La fabbrica delle parole (etica ed educazione)
Di PAOLA NAVOTTI
L’etica è ricerca di quelle norme di comportamento che portano ad un bene comune. Deriva da ethos, termine greco che cela diversi significati: non solo consuetudine, comportamento condiviso, ma anche temperamento e, addirittura, dimora.
Tale ricchezza etimologica suggerisce la profondità del significato di questa parola: esattamente come una casa, l’etica è ciò che, più di tutto, segna il modo di essere e di agire di un uomo. Esattamente come una casa, l’etica suggerisce norme finalizzate al benessere di chi vive insieme. Come ognuno sente il bisogno di una casa, così ognuno sente il bisogno di un’etica, di uno stile di vita improntato alla ricerca del bene.

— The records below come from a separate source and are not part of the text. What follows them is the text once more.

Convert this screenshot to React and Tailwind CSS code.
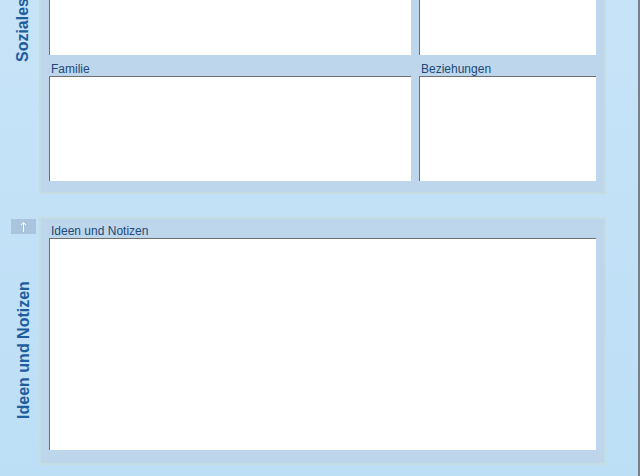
import React from "react";

const Field = ({ label, height, className = "" }) => (
  <div className={className}>
    <div className="h-[19px] pt-[6px] pl-[2px] text-[12px] leading-[13px] text-[#1d4a76] whitespace-nowrap">
      {label}
    </div>
    <textarea
      className={`block w-full ${height} bg-white border-0 border-t border-l border-[#6f6f6f] resize-none outline-none`}
    />
  </div>
);

const SideLabel = ({ title }) => (
  <div className="w-[39px] shrink-0 flex flex-col">
    <button className="mt-[2px] ml-[11px] w-[25px] h-[15px] bg-[#a9c4dc] flex items-center justify-center">
      <svg width="7" height="11" viewBox="0 0 7 11" fill="none" stroke="white" strokeWidth="1">
        <path d="M3.5 1.5V11M1 4L3.5 1.5L6 4" />
      </svg>
    </button>
    <div className="flex-1 flex items-center justify-center pl-[8px]">
      <span className="-rotate-90 whitespace-nowrap text-[16px] leading-[18px] font-bold text-[#1e5d9e]">
        {title}
      </span>
    </div>
  </div>
);

export default function App() {
  return (
    <div className="w-[640px] h-[476px] overflow-hidden bg-gradient-to-b from-[#c7e3f8] to-[#bcdff6] border-r-2 border-[#76818c] font-['Liberation_Sans',Arial,sans-serif]">
      <div className="-mt-[152px] flex flex-col gap-[23px]">
        {/* Soziales */}
        <section className="flex">
          <SideLabel title="Soziales" />
          <div className="w-[567px] bg-[#bdd6ec] border-2 border-[#c4dce2] px-[8px] pb-[11px]">
            <div className="flex gap-[8px]">
              <Field label="Freunde" height="h-[186px]" className="w-[362px]" />
              <Field label="Freizeit" height="h-[186px]" className="flex-1" />
            </div>
            <div className="flex gap-[8px] mt-[2px]">
              <Field label="Familie" height="h-[105px]" className="w-[362px]" />
              <Field label="Beziehungen" height="h-[105px]" className="flex-1" />
            </div>
          </div>
        </section>

        {/* Ideen und Notizen */}
        <section className="flex">
          <SideLabel title="Ideen und Notizen" />
          <div className="w-[567px] bg-[#bdd6ec] border-2 border-[#c4dce2] px-[8px] pb-[13px]">
            <Field label="Ideen und Notizen" height="h-[212px]" />
          </div>
        </section>
      </div>
    </div>
  );
}
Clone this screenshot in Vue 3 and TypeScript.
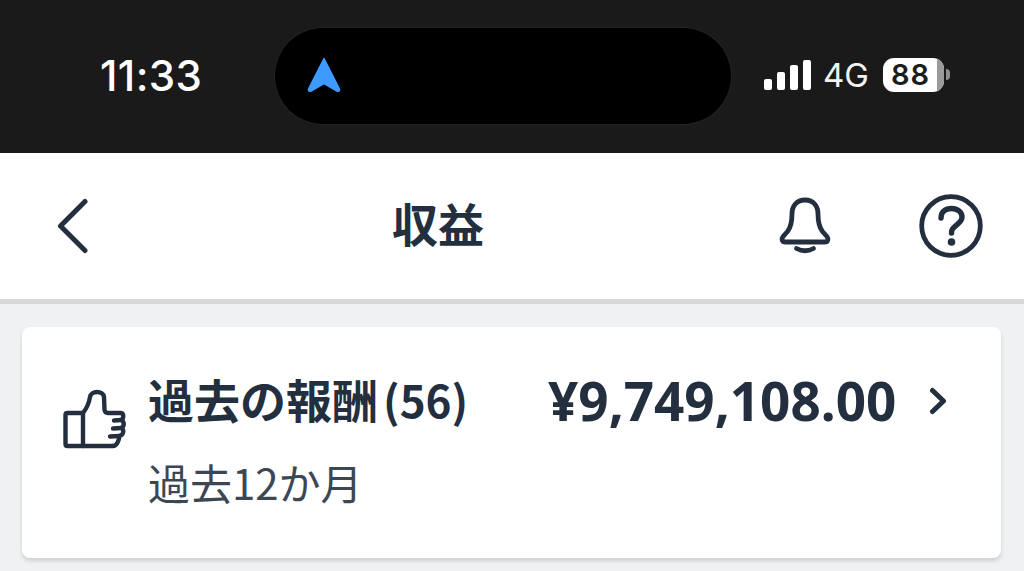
<script setup lang="ts">
const title: string = '収益'
const bars: number[] = [11, 18, 25, 30]
</script>

<template>
  <div class="screen">
    <header class="status">
      <span class="time">11:33</span>
      <div class="island">
        <svg class="nav-arrow" width="36" height="38" viewBox="0 0 36 38">
          <path d="M18 2.5 L33.5 33 Q34 36 31 35 L18 27.5 L5 35 Q2 36 2.5 33 Z" fill="#3d9bff" stroke="#3d9bff" stroke-width="1.5" stroke-linejoin="round" />
        </svg>
      </div>
      <div class="indicators">
        <div class="bars">
          <i v-for="h in bars" :key="h" class="bar" :style="{ height: h + 'px' }"></i>
        </div>
        <span class="net">4G</span>
        <div class="battery">
          <div class="cell"><span class="level">88</span><i class="rest"></i></div>
          <i class="nub"></i>
        </div>
      </div>
    </header>

    <nav class="navbar">
      <svg class="back" width="34" height="56" viewBox="0 0 34 56">
        <path d="M29 3.5 L4.5 28 L29 52.5" fill="none" stroke="#232f3e" stroke-width="5" stroke-linecap="round" stroke-linejoin="round" />
      </svg>
      <h1 class="title">{{ title }}</h1>
      <div class="actions">
        <svg width="54" height="60" viewBox="0 0 54 60">
          <path d="M27 4 C18.5 4 14 10 14 18 C14 26 13 31 9.5 35.5 L5.5 40 C3 43 4 46 7.5 46 L46.5 46 C50 46 51 43 48.5 40 L44.5 35.5 C41 31 40 26 40 18 C40 10 35.5 4 27 4 Z" fill="none" stroke="#232f3e" stroke-width="4.8" stroke-linejoin="round" />
          <path d="M18.5 52.5 Q27 57 35.5 52.5" fill="none" stroke="#232f3e" stroke-width="4.8" stroke-linecap="round" />
        </svg>
        <svg width="64" height="64" viewBox="0 0 64 64">
          <circle cx="32" cy="32" r="29.3" fill="none" stroke="#232f3e" stroke-width="4.8" />
          <path d="M22 24 C22 17.5 26.5 14.5 32.5 14.5 C38.5 14.5 43 18 43 23 C43 29 36.5 30.5 33.5 35 C32.5 36.5 32.5 37.5 32.5 39" fill="none" stroke="#232f3e" stroke-width="5.4" stroke-linecap="round" />
          <circle cx="32.5" cy="48" r="3.8" fill="#232f3e" />
        </svg>
      </div>
    </nav>

    <main class="content">
      <section class="card">
        <svg class="thumb" width="64" height="60" viewBox="0 0 64 60">
          <path d="M4.5 24 L20 24 L20 57 L4.5 57 Q2.5 57 2.5 55 L2.5 26 Q2.5 24 4.5 24 Z" fill="none" stroke="#232f3e" stroke-width="4.4" stroke-linejoin="round" />
          <path d="M20 24 C24 19 26 14 27 8 C28 1.5 40 1 41 8 L41.5 21 Q42 24 45 24 L57.5 24 C61 24 61 29 58.5 31 C61.5 33 61.5 37 58.5 39 C61.5 41 60.5 46 56.5 47 C56 52 53.5 57 50 57 L20 57" fill="none" stroke="#232f3e" stroke-width="4.4" stroke-linejoin="round" stroke-linecap="round" />
          <path d="M58 31 L51 31.5 M58 39 L50 39.5 M56 47 L47 47.5" fill="none" stroke="#232f3e" stroke-width="4.4" stroke-linecap="round" />
        </svg>
        <div class="body">
          <div class="row">
            <span class="label">過去の報酬<span class="count">(56)</span></span>
            <span class="amount">¥9,749,108.00</span>
            <svg class="chev" width="18" height="28" viewBox="0 0 18 28">
              <path d="M3.5 3.5 L14.5 14 L3.5 24.5" fill="none" stroke="#232f3e" stroke-width="5" stroke-linecap="round" stroke-linejoin="round" />
            </svg>
          </div>
          <p class="sub">過去12か月</p>
        </div>
      </section>
    </main>
  </div>
</template>

<style scoped>
.screen {
  width: 1024px;
  height: 571px;
  overflow: hidden;
  display: flex;
  flex-direction: column;
  background: #f0f1f3;
  font-family: "Noto Sans", "Noto Sans CJK JP", sans-serif;
  color: #232f3e;
}
.status {
  height: 153px;
  flex: none;
  box-sizing: border-box;
  background: #1a1a1a;
  display: flex;
  align-items: center;
  padding: 0 74px 0 100px;
}
.time {
  width: 175px;
  flex: none;
  margin-top: -3px;
  color: #fff;
  font-family: Inter, "Liberation Sans", sans-serif;
  font-size: 42px;
  font-weight: 500;
  letter-spacing: 0.4px;
}
.island {
  width: 456px;
  height: 96px;
  flex: none;
  margin-top: -2px;
  box-sizing: border-box;
  padding-left: 31px;
  border-radius: 48px;
  background: #000;
  box-shadow: 0 0 0 1px #222;
  display: flex;
  align-items: center;
}
.nav-arrow { margin-top: -2px; }
.indicators {
  margin-left: 33px;
  display: flex;
  align-items: center;
}
.bars {
  display: flex;
  align-items: flex-end;
  gap: 5px;
  height: 30px;
  margin-top: -3px;
}
.bar {
  width: 8px;
  border-radius: 2px;
  background: #fff;
}
.net {
  margin-left: 12px;
  margin-top: -3px;
  color: #f2f2f2;
  font-family: Inter, "Liberation Sans", sans-serif;
  font-size: 33px;
  font-weight: 400;
}
.battery {
  margin-left: 14px;
  margin-top: -4px;
  display: flex;
  align-items: center;
  gap: 2px;
}
.cell {
  width: 61px;
  height: 34px;
  border-radius: 11px;
  overflow: hidden;
  background: #fff;
  display: flex;
  align-items: center;
}
.level {
  flex: 1;
  text-align: center;
  padding-left: 1px;
  color: #1c1c1c;
  font-family: Inter, "Liberation Sans", sans-serif;
  font-size: 29px;
  font-weight: 600;
  letter-spacing: 1px;
  line-height: 34px;
}
.rest {
  width: 7px;
  height: 100%;
  background: #9a9a9a;
}
.nub {
  width: 4px;
  height: 11px;
  border-radius: 0 4px 4px 0;
  background: #8f8f8f;
}
.navbar {
  height: 151px;
  flex: none;
  box-sizing: border-box;
  background: #fff;
  border-bottom: 5px solid #d8d8d8;
  position: relative;
  display: flex;
  align-items: center;
  justify-content: space-between;
  padding: 0 41px 0 56px;
}
.title {
  position: absolute;
  left: 392px;
  top: 35px;
  margin: 0;
  font-family: "Noto Sans CJK JP", sans-serif;
  font-size: 46px;
  line-height: 68px;
  font-weight: 700;
}
.actions {
  display: flex;
  align-items: center;
  gap: 87px;
}
.content {
  flex: 1;
  padding: 23px 23px 0 22px;
}
.card {
  height: 231px;
  box-sizing: border-box;
  background: #fff;
  border-radius: 8px;
  box-shadow: 0 3px 4px rgba(0, 0, 0, 0.14);
  display: flex;
  align-items: flex-start;
  padding: 42px 0 0 41px;
}
.thumb {
  margin-top: 20px;
  flex: none;
}
.body {
  margin-left: 21px;
  flex: 1;
}
.row {
  display: flex;
  align-items: center;
  height: 64px;
}
.label {
  width: 400px;
  flex: none;
  margin-top: -6px;
  font-family: "Noto Sans CJK JP", sans-serif;
  font-size: 46px;
  font-weight: 700;
  white-space: nowrap;
  line-height: 64px;
}
.count {
  font-size: 44px;
  margin-left: 5px;
}
.amount {
  margin-top: -2px;
  font-family: "Noto Sans", sans-serif;
  font-size: 53px;
  font-weight: 700;
  white-space: nowrap;
}
.chev { margin-left: 33px; }
.sub {
  margin: 21px 0 0;
  font-family: "Noto Sans CJK JP", sans-serif;
  font-size: 42px;
  line-height: 56px;
  color: #3d4754;
}
</style>

<style>
html, body { margin: 0; background: #f0f1f3; }
</style>
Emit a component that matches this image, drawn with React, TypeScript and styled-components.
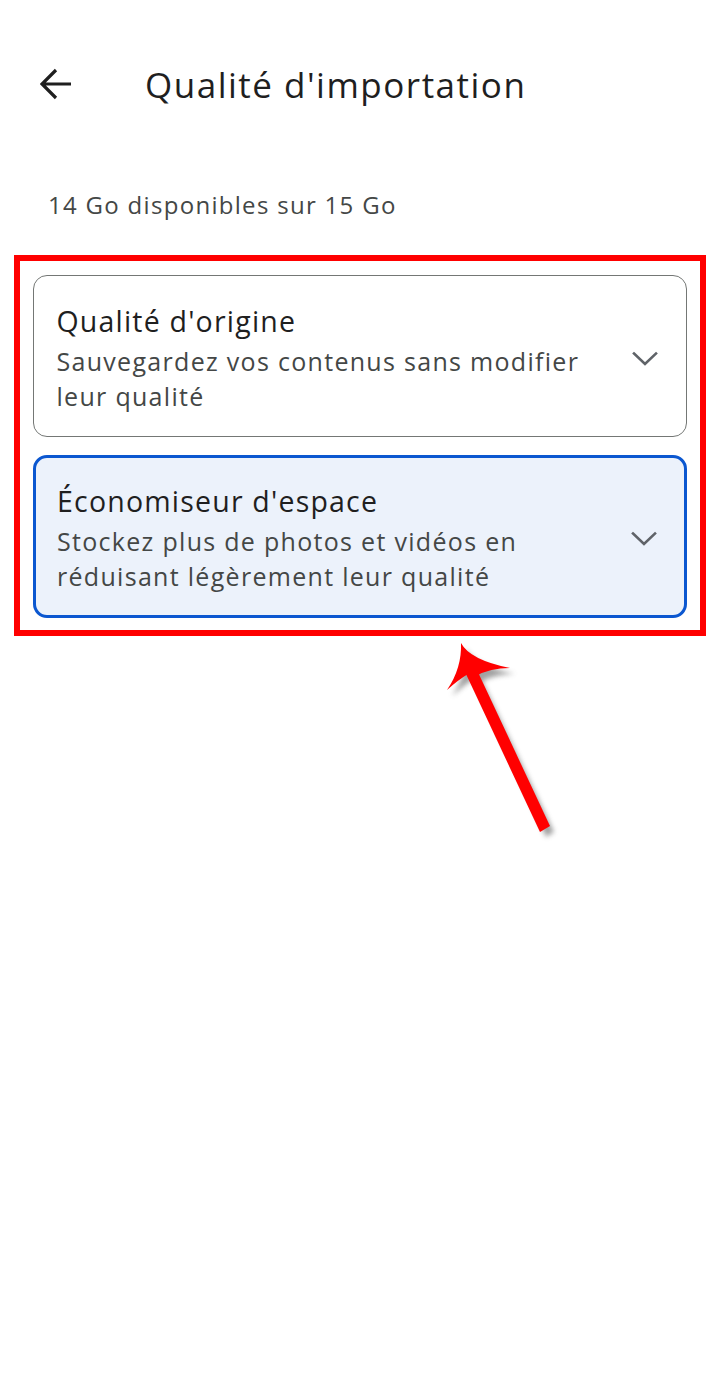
import styled, { createGlobalStyle } from "styled-components";

// GLOBAL
const GlobalStyle = createGlobalStyle`
  body {
    margin: 0;
    background: #ffffff;
    font-family: "Open Sans", Roboto, "Liberation Sans", sans-serif;
    color: #1f1f1f;
  }
`;

// STYLED
const Page = styled.div`
  position: relative;
  width: 720px;
  min-height: 1380px;
  background: #ffffff;
`;
const Header = styled.header`
  display: flex;
  align-items: center;
  height: 68px;
  padding: 50px 0 0 40px;
`;
const BackButton = styled.button`
  display: flex;
  align-items: center;
  justify-content: center;
  width: 32px;
  height: 32px;
  padding: 0;
  border: none;
  background: none;
  color: #1f1f1f;
`;
const Title = styled.h1`
  margin: 0 0 0 73px;
  font-size: 35px;
  font-weight: 400;
  letter-spacing: 1.5px;
  color: #1f1f1f;
`;
const Storage = styled.p`
  margin: 0;
  padding: 69px 0 0 48px;
  font-size: 24px;
  line-height: 36px;
  letter-spacing: 1.3px;
  color: #444746;
`;
const Highlight = styled.section`
  display: flex;
  flex-direction: column;
  gap: 18px;
  margin: 32px 14px 0;
  padding: 14px 13px 12px;
  border: 6px solid #ff0000;
`;
const Card = styled.div<{ $selected?: boolean }>`
  display: flex;
  align-items: center;
  gap: 16px;
  border-radius: 14px;
  border: ${(p) => (p.$selected ? "3px solid #0b57d0" : "1.5px solid #747775")};
  background: ${(p) => (p.$selected ? "#ecf2fb" : "#ffffff")};
  padding: ${(p) => (p.$selected ? "25px 26px 21px 21px" : "27px 27px 22px 22.5px")};
`;
const CardText = styled.div`
  flex: 1;
  display: flex;
  flex-direction: column;
  gap: 5px;
`;
const CardTitle = styled.div`
  font-size: 28.5px;
  line-height: 36px;
  letter-spacing: 1.2px;
  color: #1f1f1f;
`;
const CardDesc = styled.div`
  font-size: 25px;
  line-height: 35px;
  letter-spacing: 1.3px;
  color: #444746;
`;
const Chevron = styled.svg`
  flex: none;
  width: 28px;
  height: 28px;
  color: #5f6368;
`;
const Annotation = styled.svg`
  position: absolute;
  left: 420px;
  top: 620px;
  width: 160px;
  height: 240px;
  overflow: visible;
`;

const ExpandIcon = () => (
  <Chevron viewBox="0 0 28 28" fill="none">
    <path d="M3 8.5 L14 19 L25 8.5" stroke="currentColor" strokeWidth="2.6" strokeLinecap="square" />
  </Chevron>
);

const options = [
  {
    title: "Qualité d'origine",
    lines: ["Sauvegardez vos contenus sans modifier", "leur qualité"],
    selected: false,
  },
  {
    title: "Économiseur d'espace",
    lines: ["Stockez plus de photos et vidéos en", "réduisant légèrement leur qualité"],
    selected: true,
  },
];

export default function App() {
  return (
    <>
      <GlobalStyle />
      <Page>
        <Header>
          <BackButton aria-label="Retour">
            <svg width="32" height="32" viewBox="0 0 32 32" fill="none">
              <path d="M31 16 H3 M16 2 L2 16 L16 30" stroke="currentColor" strokeWidth="3.2" strokeLinejoin="miter" />
            </svg>
          </BackButton>
          <Title>Qualité d'importation</Title>
        </Header>
        <Storage>14 Go disponibles sur 15 Go</Storage>
        <Highlight>
          {options.map((o) => (
            <Card key={o.title} $selected={o.selected}>
              <CardText>
                <CardTitle>{o.title}</CardTitle>
                <CardDesc>
                  {o.lines.map((l) => (
                    <div key={l}>{l}</div>
                  ))}
                </CardDesc>
              </CardText>
              <ExpandIcon />
            </Card>
          ))}
        </Highlight>
        <Annotation viewBox="420 620 160 240">
          <defs>
            <filter id="shadow" x="-50%" y="-50%" width="200%" height="200%">
              <feGaussianBlur stdDeviation="2.5" />
            </filter>
          </defs>
          <g transform="translate(5 6)" fill="#555" opacity="0.55" filter="url(#shadow)">
            <path d="M469 672 L474 668 L549 826 L541 831 Z" />
            <path d="M461 643 Q470 660 510 668 Q490 668 476 676 L470 672 Q458 680 447 690 Q462 668 461 643 Z" />
          </g>
          <g fill="#ff0000">
            <path d="M466 674 L476 668 L550 826 L540 832 Z" />
            <path d="M461 643 Q470 660 510 668 Q490 668 476 676 L468 674 Q458 680 447 690 Q462 668 461 643 Z" />
          </g>
        </Annotation>
      </Page>
    </>
  );
}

Ma allo stesso tempo ognuno sente il bisogno di uscire di casa… di condividere con altri, e anche di verificare, i beni sperimentati nella propria dimora. Ognuno si accorge che «la felicità isolata non esiste»[1]. Ognuno si accorge di aver bisogno di curare ed essere curato.
Ognuno si accorge cioè di aver bisogno di educazione, metodico conferimento e apprendimento di principi intellettuali e morali che rendono la vita… più vita.
L’etimologia latina rimanda a e-ducere: tirare fuori, far venire alla luce qualcosa che è nascosto e, da qui, tirar su, allevare. Che cosa deve essere portato alla luce e allevato, curato, se non ciò che è buono? Educare significa dunque coltivare e far fiorire il bene, il talento presente in ognuno di noi e negli altri. E di questa cura si riconosce di aver bisogno. Come fece Dante con Virgilio: «Poeta che mi guidi, guarda la mia virtù s’ell’è possente, prima ch’a l’alto passo tu mi fidi»[2].
Come un seme attecchisce in una terra adeguatamente dissodata e vangata, così l’educazione può accadere solo seguendo un maestro. E così l’etica non rimane solo una teoria.